Second, it is no longer likely he will have to write a letter this winter to Gordon Brown explaining why inflation has gone above 3% (I never thought it was). Third, lower oil prices do not, on their own, remove the inflation danger.

And, fourth, the uncertainties are great. Strong growth in money and credit points to higher inflation but low wage growth brought about by rising labour supply (the migration effect) points in the opposite direction. Where does this leave interest rates? King stressed he was offering no clues to next month’s decision. My sense, however, is that like any central banker he’s still keen to take away the punchbowl before the Christmas party gets going.

From The Sunday Times, October 15 2006


Why do you feel "glad, despite the irritations" to be part of the European Union? Perhaps I am spending too much time reading Euro-sceptic sources, but I cannot remember anything that the EU has done that has actually been of benfit to the UK.

Posted by: Abelard at October 15, 2006 06:50 PM

I thought I was the Eurosceptic! Political stability, the bits of the Single Market that work, providing an alternative, albeit not a very effective one, to the United States. But I agree - you have to think about it.

Posted by: David Smith at October 15, 2006 08:47 PM


England doesn't need to join the European Union to find some "alternative" to the United States. Whatever that means. England is free to align, support any political viewpoint and chart any destiny it's elected officials choose to embrace.

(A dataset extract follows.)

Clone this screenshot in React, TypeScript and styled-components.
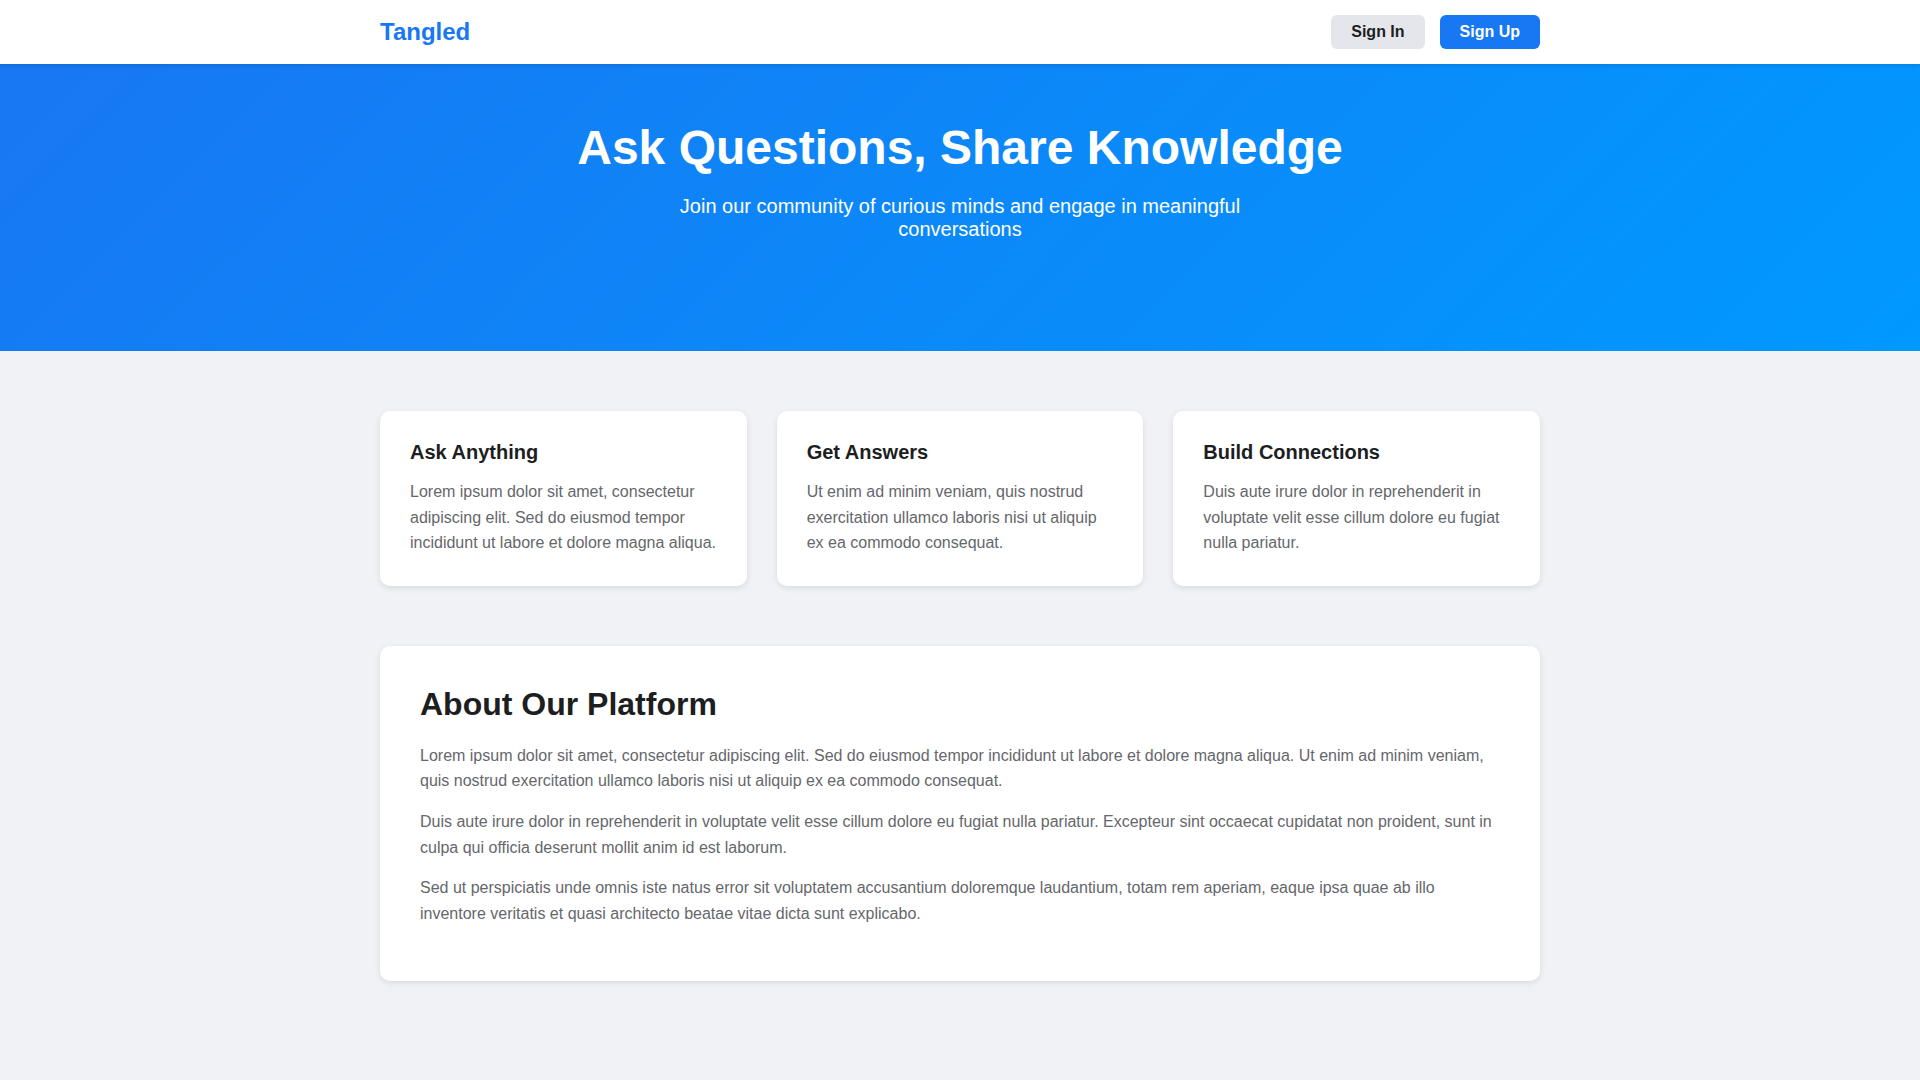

You want the benefits of trade, unilaterally eliminate all of your own trade barriers. I only wish the US would adopt those same and sane policies. Enforce contracts between willing parites, get out of the way and watch that freedom create spectactular amounts of wealth.

The Eurpoean Union is a suffocating beast.

Posted by: Gary Bezowsky at October 15, 2006 10:04 PM

re china effect and this is certainly not new but why would the united states trade deficit with china ever be reduced.china offers high quality manufactured goods for low prices and this is not likely to change any time soon.and why would china not accept american ious when there is so much strength in the united states.
last week they took all the science nobels.they are at the cutting edge of science.they are the most advanced technological nation on earth and they are the only economy large enough to accomodate all that surplus cash the world has accumulated.surely they are worth a risk.

Posted by: richard at October 16, 2006 05:49 PM

sorry i forgot the figure of 50 million workers waiting for jobs in china.this populous nation may well say to itself :"better take the ious and give jobs to those in need of employment."
ok so their huge treasuries mountain may diminish through a possible devaluation but the positives outweigh the negatives.

Posted by: richard at October 16, 2006 05:54 PM

Thanks for the response. By "political stability", do you mean in Europe? I can see that that might be a benefit, by not getting the UK entangled in continental wars. I don't see that the EU has helped stabilise UK politics at all.